We part ways after we shake hands.

And I don’t wash my hands when I get into work. I cease to see Jim as dirty.

That evening walking back to my car, I figured I lost $20 to Jim and still had a dirty car. I made a mental note to hit up the carwash on my way home and perhaps give Jim a verbal lesson in over promising.

I saw the car before I saw Jim. It was spotless. Not a smudge in sight, as if I had taken it in to get it detailed. Unbelievable. As I circled the vehicle slowly, careful not to touch it, I began wondering how Jim did all of this. How did he get the water? The soap? Towels? Did he spit shine this thing? Pee on it?

I saw Jim sitting on the curb, arms behind him, watching me with a smirk on his face.

Me: “How, Jim? How did you do this? It’s beautiful.”

Jim: “I told you I would be resourceful, darlin’, er, Amy.”

I prodded Jim further to tell me how he managed to clean my car in the middle of a public parking lot but figured that his resistance in telling me was probably for my benefit. Being a coconspirator in some code violation or misdemeanor theft probably wouldn’t be too good for the rep. So, I didn’t push it further.

Our subsequent days together, Jim and me, were filled with banter, story telling, some cash exchanges – one way, of course and hugs. Big bear hugs. I remember looking forward to having my moments with Jim when my work days started and ended. He even walked me to work a couple of times but stopped a few blocks short in fear of my being seen with him. He instinctively made the decision to skedaddle before he felt I had to ask him to, saving us both the humiliation of that happening. Funny thing, though, I wouldn’t have been embarrassed having been seen with Jim, more protective of him. He was my friend.

About a year later, the abandoned garage where Jim resided was torn down and in its place went an upscale restaurant. I boycotted it for a few months until I tried their fried zucchini chips. I rationalized that the restaurant owners had little clue that they took a friend away from me.

Jim was gone. No goodbyes. Nothing left behind.

When I was downtown, I made it a point to look in places where I thought Jim might be. A couple of times after a nice dinner out with Pants, I would order and extra pizza and have Pants drive me to the church steps. I would get out of the car and ask those cold homeless people huddled together in sleeping bags if anyone had seen Jim.

Invariably, they all told me that he had stepped out, that he would be back shortly and yes, they will make sure my uneaten pizza will get to him.

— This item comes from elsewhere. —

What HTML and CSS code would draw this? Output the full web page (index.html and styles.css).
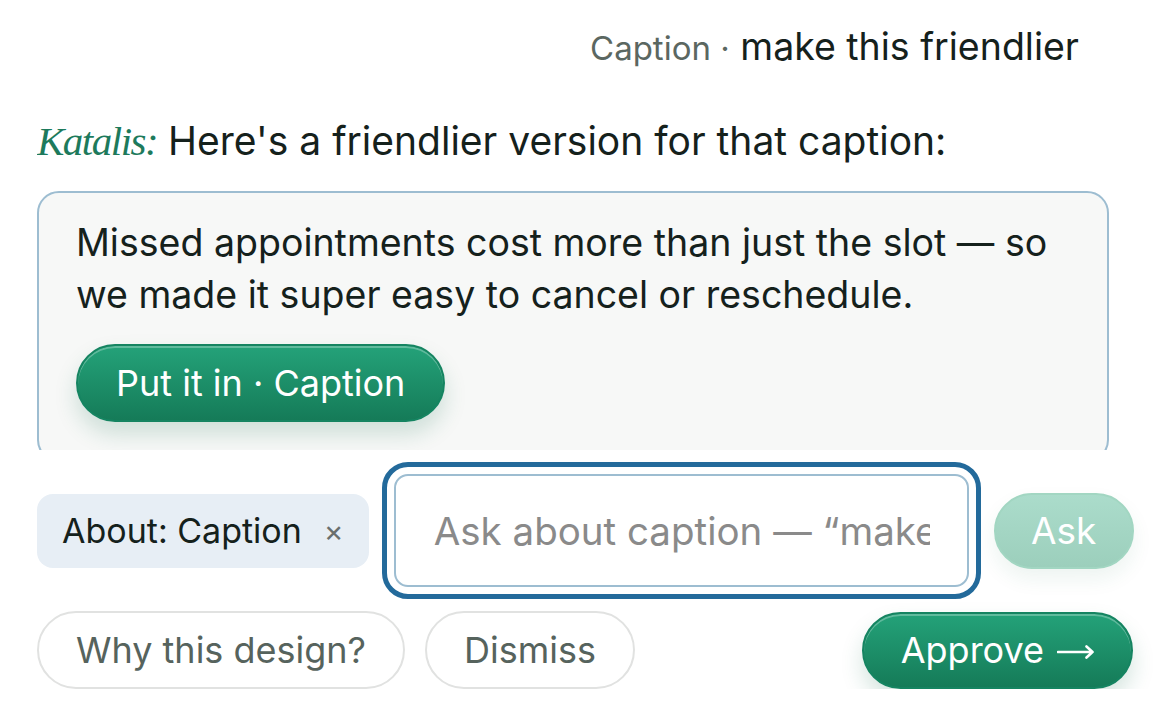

Several months later, I was in the passenger’s seat of my coworker’s white pristine 5series BMW. We were en route to pick up some expensive fish and a new light for her tank at work. As we rounded the corner, I happened to look over at the bus stop and saw Jim amidst his peers.

“Stop the car.”

My friend asked why. I answered her by pushing the automatic window button and yelling out the car, “Jiiiiimmmmmmmm.”

He popped his head up among his crowd, saw that it was me, and came running.

“Amy, where have you been? Ha, I should answer that question. I had to leave. That restaurant was built and replaced my house. I have missed you. Still parking in the same lot? Heyyyy, nice car, and who’s this you’re with?”

Jim had his head inside the car window and was ogling all over my very pristine coworker and her very pristine car.

Coworker: “Um, Amy, what’s this about?”

Me: “This is my friend, Jim.”

While we were chatting, Jim’s friends all gathered around the parked car to get a look and by look, I mean touch. Their hands were all over the hood. And they were heckling Jim by asking if we were his girlfriends. I affirmed that we were.

Then Jim started to take off his shirt.

Coworker got nervous.

Jim said that he wanted to show me something. “I still wear the gift you gave me.”

I didn’t recall giving anything to Jim except for my loose change and dollar bills from my wallet.

Jim took off the six shirts he was wearing, one at a time, until he got to the very last one. It took awhile and coworker was getting impatient. He finally removed his remaining shirt and grabbed the pin that he had fastened to one of them. It read, “I’m broke.”

I am a lot of things, but mean spirited isn’t one of them, at least not since I have met Jim. I let him down gently by indicating that I didn’t get him that pin, and that I tended to disagree with it.

Me: “You’re not broke, Jim. I think you’re a very rich man. You have given me many wonderful things. I am forever indebted to you.”

Jim: “Well, when I make my first million, I am going to come find you and marry you.”

Coworker: “Can we go now?”

That was the second to the last time I saw Jim.

Five years ago, I was walking out of my hairdresser’s shop and I saw a shell of a man that resembled Jim. I yelled his name as if I was asking a question.

Jim turned around and belligerently asked, “who wants to know?”

It’s Amy.

Jim’s eyes were filled with yellow. He slurred his expletive laced words and stumbled down the street. His pants, holey and worn, were held up by a rope. He reeked of garbage and cheap booze. He told me to go eff myself. I got into my car and cried.

I think about Jim a lot, especially during holidays. He inspired me to spend my spare time at a homeless shelter where I help those without jobs put together resumes and 30 second, “tell me about yourself” pitches. I am not supposed to ask them about their past, what got them to this place, and I certainly cannot pretend that I know how to get them out. I am simply there to show compassion and be a friend. After all, I learned these special skills from Jim. I might as well put them to good use. It's the least I could do.